On mesure combien aujourd’hui la lutte contre la fraude fiscale prend une dimension qui n’a plus rien à voir avec ce qu’était cette mission dans les années 80. Il y a automatiquement moins de fraude à partir du moment où la législation fiscale entérine elle-même des systèmes d’érosion des bases et/ou de réduction de taux. Aujourd’hui, le sport favori des grandes entreprises est d’optimiser tous ces systèmes afin d’en tirer les meilleurs bénéfices. Et c’est notamment ce qui alimente les logiques le dumping fiscal entre entreprises sur le territoire national et au plan européen où il est en plus possible de jouer sur des différences de taux.

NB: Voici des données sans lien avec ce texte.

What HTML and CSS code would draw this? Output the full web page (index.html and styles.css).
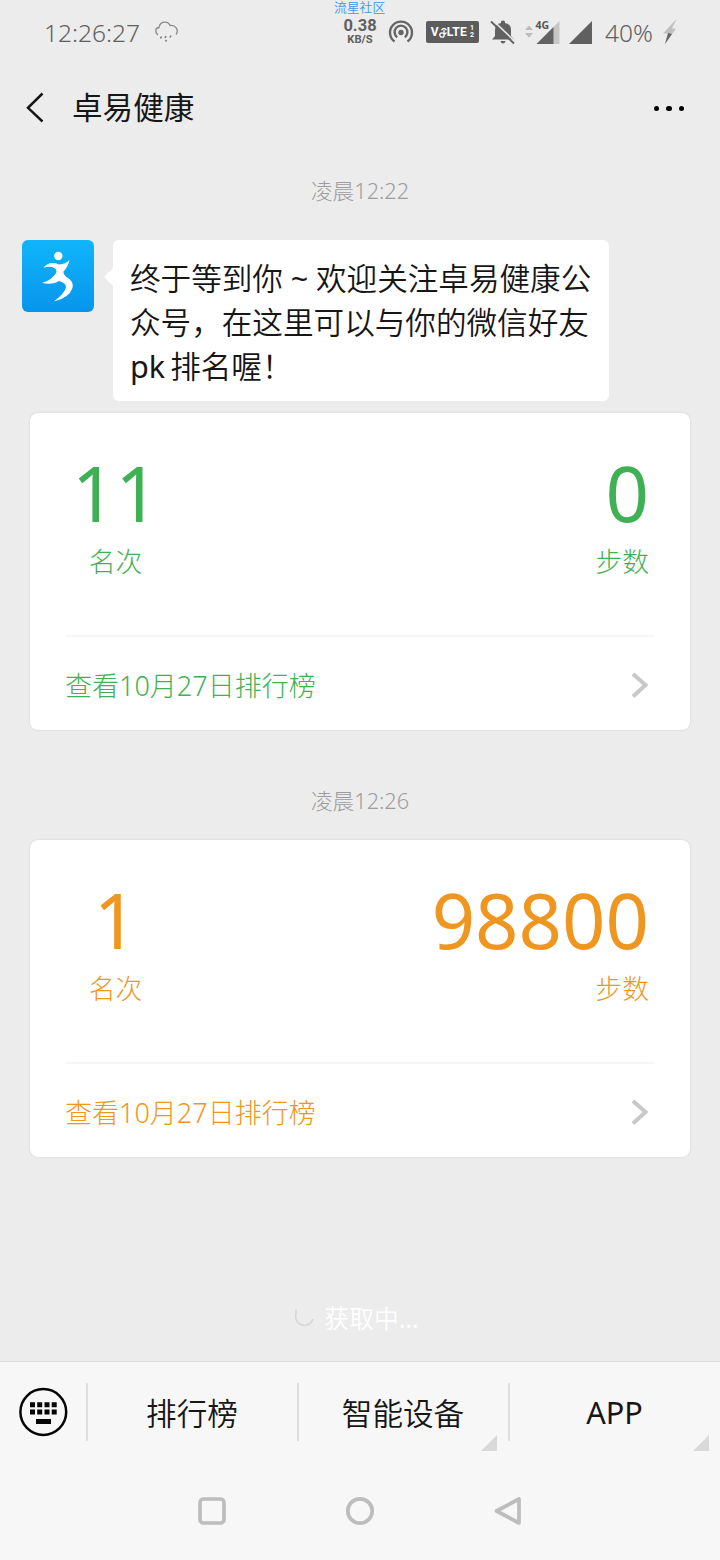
FILE: index.html
```html
<!DOCTYPE html>
<html lang="zh-CN">
<head>
<meta charset="utf-8">
<title>卓易健康</title>
<link rel="stylesheet" href="styles.css">
</head>
<body>
<div class="screen">
  <header class="status">
    <span class="watermark">流星社区</span>
    <span class="clock">12:26:27</span>
    <svg class="weather" width="26" height="24" viewBox="0 0 26 24"><path d="M3.800 15C.5 12 1.500 7.500 5 7.500C6 1 14 .5 16 5.500C21 4.500 25.500 10 22 14.500" fill="none" stroke="#888" stroke-width="1.300"/><path d="M7.500 16.500l-1 2M12 16l-1 2M17 15.500l-1 2M12.500 20l-1 1.500" stroke="#777" stroke-width="1.500"/></svg>
    <span class="speed"><b class="rate">0.38</b><b class="unit">KB/S</b></span>
    <svg class="hotspot" width="26" height="26" viewBox="0 0 26 26"><g fill="none" stroke="#656565" stroke-width="2.400"><path d="M6.500 22.500A11 11 0 1 1 19.500 22.500"/><path d="M9.200 18.200A6.400 6.400 0 1 1 16.800 18.200"/></g><circle cx="13" cy="13.500" r="2.700" fill="#656565"/></svg>
    <span class="volte"><span>V</span><svg width="8" height="13" viewBox="0 0 8 13"><g fill="none" stroke="#fff" stroke-width="1.300"><circle cx="3" cy="9" r="2.200"/><path d="M5 8V4M2.500 4q2.500-3 5 0M5.500 8.500l2-2"/></g></svg><span>LTE</span><span class="sims"><i>1</i><i>2</i></span></span>
    <svg class="bell" width="26" height="26" viewBox="0 0 26 26"><path d="M2 20.500L5 17V11Q5 5 11 4V2.500Q13 .5 15 2.500V4Q21 5 21 11V17L24 20.500Z" fill="#626262"/><path d="M10.500 22h5q-.5 2.500-2.500 2.500t-2.500-2.500" fill="#626262"/><path d="M3 1.500L25 22.500" stroke="#ececec" stroke-width="1.600"/><path d="M1 2.500L24 24.500" stroke="#626262" stroke-width="1.900"/></svg>
    <svg class="signal" width="38" height="26" viewBox="0 0 38 26"><path d="M1 11l4-4.500 4 4.500zM1 14h8l-4 4.500z" fill="#bbb"/><path d="M12.500 25L35.500 2V25Z" fill="#c6c6c6"/><path d="M12.500 25L29.500 8V25Z" fill="#626262"/><text class="net" x="11.500" y="9.500">4G</text></svg>
    <svg class="signal-two" width="25" height="26" viewBox="0 0 25 26"><path d="M1 25L24 2V25Z" fill="#606060"/></svg>
    <span class="battery">40%</span>
    <svg class="bolt" width="16" height="26" viewBox="0 0 16 26"><path d="M14.500 0L1 14.500h5L3 25 14 9.500h-4Z" fill="#c0c0c0"/><path d="M6 14L10 15 3 25l2.500-9z" fill="#666"/></svg>
  </header>

  <nav class="titlebar">
    <svg width="20" height="32" viewBox="0 0 20 32"><path d="M17.500 1.500L3 15.800 17.500 29.500" fill="none" stroke="#161616" stroke-width="2.500"/></svg>
    <h1>卓易健康</h1>
    <span class="more"><i></i><i></i><i></i></span>
  </nav>

  <main class="chat">
    <time class="stamp">凌晨12:22</time>
    <section class="message">
      <svg class="avatar" width="72" height="72" viewBox="0 0 72 72"><defs><linearGradient id="sky" x2="0" y2="1"><stop stop-color="#10b5fb"/><stop offset="1" stop-color="#0795ec"/></linearGradient></defs><rect width="72" height="72" rx="6" fill="url(#sky)"/><circle cx="36.300" cy="16" r="4.200" fill="#fff"/><path d="M21.500 28C25 22.500 31 22 37 24.500Q44 24 47.500 20Q46 27 41.500 31.500Q41 34 44.500 37Q52 41 50.500 48Q47 58 32 61.500Q43 53 44 47Q44 43 37 41Q31 45 20 43Q30 40 34 33Q36 29 30 27Q25 26 21.500 28Z" fill="#fff"/></svg>
      <div class="bubble">
        <p>终于等到你<span class="tilde">~</span>欢迎关注卓易健康公</p>
        <p>众号，在这里可以与你的微信好友</p>
        <p><span class="latin">pk</span>排名喔！</p>
      </div>
    </section>

    <article class="card green">
      <div class="stats">
        <div class="stat rank"><strong>11</strong><span>名次</span></div>
        <div class="stat steps"><strong>0</strong><span>步数</span></div>
      </div>
      <div class="link"><span>查看10月27日排行榜</span><svg width="18" height="26" viewBox="0 0 18 26"><path d="M2 2L14.500 13 2 24.500" fill="none" stroke="#c8c8c8" stroke-width="4"/></svg></div>
    </article>

    <time class="stamp second">凌晨12:26</time>

    <article class="card orange">
      <div class="stats">
        <div class="stat rank"><strong>1</strong><span>名次</span></div>
        <div class="stat steps"><strong>98800</strong><span>步数</span></div>
      </div>
      <div class="link"><span>查看10月27日排行榜</span><svg width="18" height="26" viewBox="0 0 18 26"><path d="M2 2L14.500 13 2 24.500" fill="none" stroke="#c8c8c8" stroke-width="4"/></svg></div>
    </article>

    <div class="loading"><svg width="20" height="18" viewBox="0 0 20 18"><path d="M1 1.500V6A8.800 8.800 0 0 0 18 11" fill="none" stroke="#d5d5d5" stroke-width="1.500"/></svg><span>获取中<span class="dots">...</span></span></div>
  </main>

  <footer class="footer">
    <div class="menu">
      <div class="keyboard"><svg width="50" height="50" viewBox="0 0 50 50"><circle cx="25.300" cy="25" r="22.900" fill="none" stroke="#050505" stroke-width="2.500"/><path d="M12 15.300h5v5h-5zM19.200 15.300h5v5h-5zM26.500 15.300h5v5h-5zM33.700 15.300h5v5h-5zM12 22.500h5v5h-5zM19.200 22.500h5v5h-5zM26.500 22.500h5v5h-5zM33.700 22.500h5v5h-5zM18 32h15v5H18z" fill="#050505"/></svg></div>
      <div class="item">排行榜</div>
      <div class="item sub">智能设备</div>
      <div class="item sub app">APP</div>
    </div>
    <div class="sysnav">
      <svg width="30" height="30" viewBox="0 0 30 30"><rect x="3" y="3" width="24" height="24" rx="3.500"/></svg>
      <svg width="30" height="30" viewBox="0 0 30 30"><circle cx="15" cy="15" r="12.200"/></svg>
      <svg width="30" height="30" viewBox="0 0 30 30"><path d="M3.500 15L26 3V27Z" stroke-linejoin="round"/></svg>
    </div>
  </footer>
</div>
</body>
</html>
```

FILE: styles.css
```css
* { box-sizing: border-box; }
body {
  margin: 0;
  background: #ececec;
  font-family: "Noto Sans", "Noto Sans CJK SC", sans-serif;
  font-weight: 350;
  color: #161616;
}
i { font-style: normal; }
svg { display: block; flex: none; }
.screen { width: 720px; height: 1560px; display: flex; flex-direction: column; overflow: hidden; }

.status { position: relative; height: 64px; display: flex; align-items: center; padding-left: 43px; color: #606060; font-size: 24.5px; font-weight: 300; flex: none; white-space: nowrap; }
.watermark { position: absolute; left: 334px; top: 0; font: 350 12.8px/13px "Noto Sans CJK SC", sans-serif; color: #4398e8; }
.clock { width: 98px; line-height: 32px; padding: 1px 0 0 1px; }
.weather { margin-left: 13px; }
.speed { width: 36px; margin-left: 162px; display: flex; flex-direction: column; align-items: center; font-family: Roboto, sans-serif; margin-top: -1px; }
.rate { font-size: 16.5px; line-height: 16px; font-weight: 700; }
.unit { font-size: 11.2px; line-height: 11px; font-weight: 700; }
.hotspot { margin-left: 10px; }
.volte { margin-left: 12px; width: 53px; height: 22px; border-radius: 2px; background: #5c5c5c; color: #fff; display: flex; align-items: center; justify-content: center; font: 700 12px/22px Roboto, sans-serif; letter-spacing: .3px; }
.sims { display: flex; flex-direction: column; font-size: 7px; line-height: 7px; margin-left: 3px; }
.bell { margin-left: 11px; }
.signal { margin-left: 8px; }
.net { font: 700 10.5px "Noto Sans", sans-serif; fill: #555; }
.signal-two { margin-left: 6px; }
.battery { margin-left: 12px; width: 49px; line-height: 32px; padding-top: 1px; }
.bolt { margin-left: 8px; }

.titlebar { height: 87px; display: flex; align-items: center; padding: 0 36px 0 25px; flex: none; }
.titlebar h1 { margin: -2px 0 0 27px; font-size: 30.6px; line-height: 44px; font-weight: 400; }
.more { margin: 2px 0 0 auto; display: flex; gap: 7px; }
.more i { width: 5.500px; height: 5.500px; border-radius: 50%; background: #000; }

.chat { height: 1210px; flex: none; padding: 0 30px; }
.stamp { display: block; text-align: center; margin-top: 25px; font-size: 21.7px; line-height: 30px; height: 30px; font-weight: 300; color: #9c9c9c; }
.message { margin: 34px 0 0 -8px; display: flex; align-items: flex-start; }
.bubble { position: relative; margin-left: 19px; width: 496px; height: 161px; padding: 16px 0 0 17px; border-radius: 6px; background: #fff; font-size: 30.6px; line-height: 44px; white-space: nowrap; }
.bubble::before { content: ""; position: absolute; left: -9px; top: 27px; border: 10px solid transparent; border-right-color: #fff; border-left: 0; }
.bubble p { margin: 0; }
.tilde { display: inline-block; width: 33px; text-align: center; font-weight: 400; }
.latin { margin-right: 5px; font-weight: 400; }

.card { margin-top: 12px; height: 317px; padding: 0 35px; background: #fff; border-radius: 8px; box-shadow: 0 0 2px #c8c8c8; display: flex; flex-direction: column; }
.green { color: #3fb154; }
.orange { color: #ee961f; }
.stats { height: 224px; display: flex; justify-content: space-between; padding-top: 40px; border-bottom: 2px solid #f6f6f6; }
.stat { display: flex; flex-direction: column; }
.stat strong { font-size: 76px; line-height: 80px; font-weight: 400; }
.stat span { font-size: 26.8px; line-height: 36px; margin-top: 11px; font-weight: 300; }
.rank { width: 101px; align-items: center; }
.steps { align-items: flex-end; padding-right: 6px; }
.link { flex: 1; display: flex; align-items: center; justify-content: space-between; padding: 2px 6px 0 0; font-size: 27px; font-weight: 300; }
.second { margin-top: 56px; }
.second + .card { margin-top: 24px; height: 317px; }
.loading { display: flex; align-items: center; justify-content: center; margin: 142px 0 0 -6px; gap: 9px; height: 36px; color: #fff; font-size: 24.800px; }
.dots { font-weight: 400; }

.footer { flex: 1; background: #f7f7f7; border-top: 1px solid #dcdcdc; }
.menu { height: 101px; display: grid; grid-template-columns: 86px 211px 211px 212px; font-size: 30.6px; }
.keyboard { padding: 25px 0 0 18px; }
.item { position: relative; display: flex; align-items: center; justify-content: center; height: 58px; margin-top: 21px; border-left: 2px solid #dedede; padding: 0 1px 0 0; }
.app { font-weight: 400; }
.sub::after { content: ""; position: absolute; right: 11px; bottom: -10px; border-left: 16px solid transparent; border-bottom: 16px solid #d9d9d9; }
.sysnav { display: flex; justify-content: center; gap: 118px; padding-top: 33px; }
.sysnav svg { fill: none; stroke: #bdbdbd; stroke-width: 3.700; }
```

Pour l’heure, nous ne pouvons que conseiller au gouvernement de se pencher sur ce rapport parlementaire afin d’en tirer quelques idées qui pourrait lui être utiles pour boucler dans des conditions sincères son projet de budget 2024. Au plan européen, il est urgent de s’atteler à la construction d’un nouveau paradigme sur lequel fonder une harmonisation fiscale soutenant une croissance économique imprégné des critères d’efficacité sociale et de de développement écologique.